Becker was puzzling over that question at the mansion they were scouting when she saw that the home had a glass winter garden and got an idea. “It was great, except it was all glass,” she says. “I was staring at it, and thought, ‘Ah, we’re going to build these wooden floor-to-ceiling shelves that are enclosed and it’s going to be forced perspective.’ I drew a little sketch of it and showed it to Brady, and he really liked it.”
Corbet says Becker’s input affected not only the visuals but also the screenplay. “One of the big changes that was so smart on Judy’s part is that in the screenplay, they were renovating a raw space that was in disrepair,” Corbet says. “She was like, ‘I think it’s much more interesting that it’s art deco. It’s 30 years old, it’s fallen out of fashion, and it’s time for a renovation.’ And I was like, ‘Oh yeah, of course. That’s exactly right.’ “
The library is a centerpiece set that had to shine, and to build it, Becker needed a laminated plywood that became difficult to source. “There’s almost no wood [in Hungary] because of the war in Ukraine,” she explains. “They get their wood from Russia, and they can’t get any. So it was very, very, very expensive and hard to find.”
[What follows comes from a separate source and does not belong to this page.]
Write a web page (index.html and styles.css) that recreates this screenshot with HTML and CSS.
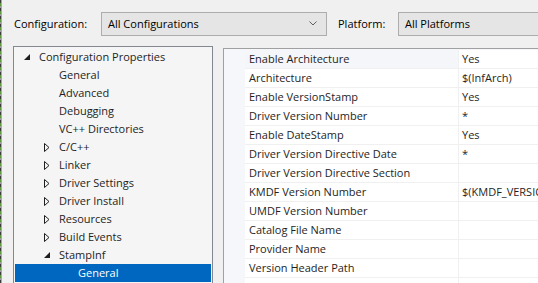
FILE: index.html
```html
<!DOCTYPE html>
<html lang="en">
<head>
  <meta charset="UTF-8">
  <title>Property Pages</title>
  <link rel="stylesheet" href="styles.css">
</head>
<body>

<div class="window">
  <div class="edge"></div>

  <div class="main">
    <div class="toolbar">
      <span class="label label-config">Configuration:</span>
      <div class="combo combo-config">
        <span>All Configurations</span>
        <svg class="chevron" width="8" height="5" viewBox="0 0 8 5">
          <polyline points="0.5,0.5 4,4 7.5,0.5" fill="none" stroke="#606060" stroke-width="1"/>
        </svg>
      </div>
      <span class="label label-platform">Platform:</span>
      <div class="combo combo-platform">
        <span>All Platforms</span>
      </div>
    </div>

    <div class="panes">
      <div class="tree">
        <div class="node lvl0"><span class="glyph"><svg width="6" height="6" viewBox="0 0 6 6"><polygon points="6,0 6,6 0,6" fill="#1e1e1e"/></svg></span>Configuration Properties</div>
        <div class="node lvl1"><span class="glyph"></span>General</div>
        <div class="node lvl1"><span class="glyph"></span>Advanced</div>
        <div class="node lvl1"><span class="glyph"></span>Debugging</div>
        <div class="node lvl1"><span class="glyph"></span>VC++ Directories</div>
        <div class="node lvl1"><span class="glyph"><svg width="6" height="9" viewBox="0 0 6 9"><polygon points="0.5,0.5 5,4.5 0.5,8.5" fill="none" stroke="#1e1e1e" stroke-width="1"/></svg></span>C/C++</div>
        <div class="node lvl1"><span class="glyph"><svg width="6" height="9" viewBox="0 0 6 9"><polygon points="0.5,0.5 5,4.5 0.5,8.5" fill="none" stroke="#1e1e1e" stroke-width="1"/></svg></span>Linker</div>
        <div class="node lvl1"><span class="glyph"><svg width="6" height="9" viewBox="0 0 6 9"><polygon points="0.5,0.5 5,4.5 0.5,8.5" fill="none" stroke="#1e1e1e" stroke-width="1"/></svg></span>Driver Settings</div>
        <div class="node lvl1"><span class="glyph"><svg width="6" height="9" viewBox="0 0 6 9"><polygon points="0.5,0.5 5,4.5 0.5,8.5" fill="none" stroke="#1e1e1e" stroke-width="1"/></svg></span>Driver Install</div>
        <div class="node lvl1"><span class="glyph"><svg width="6" height="9" viewBox="0 0 6 9"><polygon points="0.5,0.5 5,4.5 0.5,8.5" fill="none" stroke="#1e1e1e" stroke-width="1"/></svg></span>Resources</div>
        <div class="node lvl1"><span class="glyph"><svg width="6" height="9" viewBox="0 0 6 9"><polygon points="0.5,0.5 5,4.5 0.5,8.5" fill="none" stroke="#1e1e1e" stroke-width="1"/></svg></span>Build Events</div>
        <div class="node lvl1"><span class="glyph"><svg width="6" height="6" viewBox="0 0 6 6"><polygon points="6,0 6,6 0,6" fill="#1e1e1e"/></svg></span>StampInf</div>
        <div class="node lvl2 selected"><span class="glyph"></span>General</div>
      </div>

      <div class="grid">
        <div class="row first"><div class="name">Enable Architecture</div><div class="value">Yes</div></div>
        <div class="row"><div class="name">Architecture</div><div class="value">$(InfArch)</div></div>
        <div class="row"><div class="name">Enable VersionStamp</div><div class="value">Yes</div></div>
        <div class="row"><div class="name">Driver Version Number</div><div class="value">*</div></div>
        <div class="row"><div class="name">Enable DateStamp</div><div class="value">Yes</div></div>
        <div class="row"><div class="name">Driver Version Directive Date</div><div class="value">*</div></div>
        <div class="row"><div class="name">Driver Version Directive Section</div><div class="value"></div></div>
        <div class="row"><div class="name">KMDF Version Number</div><div class="value">$(KMDF_VERSION_MAJOR).$(KMDF_VERSION_MINOR)</div></div>
        <div class="row"><div class="name">UMDF Version Number</div><div class="value"></div></div>
        <div class="row"><div class="name">Catalog File Name</div><div class="value"></div></div>
        <div class="row"><div class="name">Provider Name</div><div class="value"></div></div>
        <div class="row"><div class="name">Version Header Path</div><div class="value"></div></div>
        <div class="row"><div class="name">Verbose Output</div><div class="value"></div></div>
      </div>
    </div>
  </div>
</div>

</body>
</html>
```

FILE: styles.css
```css
body {
  margin: 0;
  padding: 0;
  background-color: #f0f0f0;
  font-family: "Open Sans", "Noto Sans", sans-serif;
  font-size: 11px;
  color: #1e1e1e;
}

.window {
  display: flex;
  width: 538px;
  height: 283px;
  overflow: hidden;
}

/* thin strip of the neighbouring window at the left edge */
.edge {
  width: 1px;
  flex-shrink: 0;
  background: repeating-linear-gradient(#3d3d3d 0 3px, #5d9a3c 3px 6px, #9a9a9a 6px 8px);
  border-right: 1px solid #e8a317;
}

.main {
  flex: 1;
  min-width: 0;
  overflow: hidden;
}

.toolbar {
  display: flex;
  align-items: center;
  padding: 12px 0 0 12px;
  white-space: nowrap;
}

.toolbar > * {
  flex-shrink: 0;
}

.label {
  color: #000;
  padding-bottom: 1px;
}

.label-config {
  width: 87px;
}

.label-platform {
  width: 60px;
  margin-left: 11px;
}

.combo {
  display: flex;
  align-items: center;
  box-sizing: border-box;
  height: 24px;
  padding: 0 6px 1px 6px;
  background-color: #e5e5e5;
  border: 1px solid #adadad;
  color: #000;
}

.combo-config {
  width: 226px;
  justify-content: space-between;
}

.combo-config .chevron {
  margin-right: 3px;
}

.combo-platform {
  width: 200px;
}

.panes {
  display: flex;
  align-items: flex-start;
  margin-top: 10px;
}

/* Category tree on the left */
.tree {
  box-sizing: border-box;
  width: 200px;
  height: 260px;
  margin-left: 11px;
  padding: 1px 1px 0 1px;
  background-color: #f5f5f5;
  border: 1px solid #828790;
  flex-shrink: 0;
}

.node {
  display: flex;
  align-items: center;
  box-sizing: border-box;
  height: 18px;
  padding-bottom: 2px;
  white-space: nowrap;
}

.node .glyph {
  display: flex;
  align-items: center;
  width: 15px;
  flex-shrink: 0;
  margin-top: 2px;
}

.lvl0 { padding-left: 9px; }
.lvl1 { padding-left: 29px; }
.lvl2 { padding-left: 48px; }

.node.selected {
  background-color: #0067c0;
  color: #fff;
}

/* Property grid on the right */
.grid {
  box-sizing: border-box;
  width: 330px;
  height: 240px;
  margin-left: 10px;
  margin-top: 2px;
  padding: 1px 0 0 21px;
  background-color: #f5f7fa;
  border: 1px solid #a0a0a0;
  border-right: none;
  flex-shrink: 0;
}

.row {
  display: flex;
  height: 19px;
  box-sizing: border-box;
  border-bottom: 1px solid #f0f0f0;
  background-color: #fff;
  white-space: nowrap;
}

.row .name {
  width: 214px;
  padding: 0 0 2px 4px;
  box-sizing: border-box;
  display: flex;
  align-items: center;
  border-right: 1px solid #f0f0f0;
}

.row .value {
  flex: 1;
  padding: 0 0 2px 3px;
  display: flex;
  align-items: center;
  overflow: hidden;
}

.row.first .name {
  background-color: #f4f6fa;
}
```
While the library set served to illustrate László’s talent, The Institute had to tell a much broader story, communicating both his ambition and his trauma. Becker first shared her design for The Institute with Corbet during an early meeting about the film, pulling pictures of concentration camp structures to show how she could conjure a building that would reference László’s history as a Holocaust survivor, a key theme in the script. “Judy did a remarkable job and with limited resources,” Brody says of the designs for The Institute. “She not only created the structure that László envisions but also somehow materialized into this structure all of the nuances in Brady’s and Mona’s writing that speak to his journey.”
Another key piece of the design storytelling in the film is the art and furnishings in Van Buren’s home — Pearce’s character, the film’s primary antagonist, is meant to be a voracious collector. “There are cubist sculptures and a lot of unusual pieces around the house,” Corbet notes. “That’s something that Judy really, really thought a lot about — how to establish that he does have real taste.”
Becker and Cuccia hired an artist to create paintings for Pearce’s home and found the furniture locally in Hungary. “He had a lot of money,” Becker says. “And people with a lot of money can pay people to give them taste.”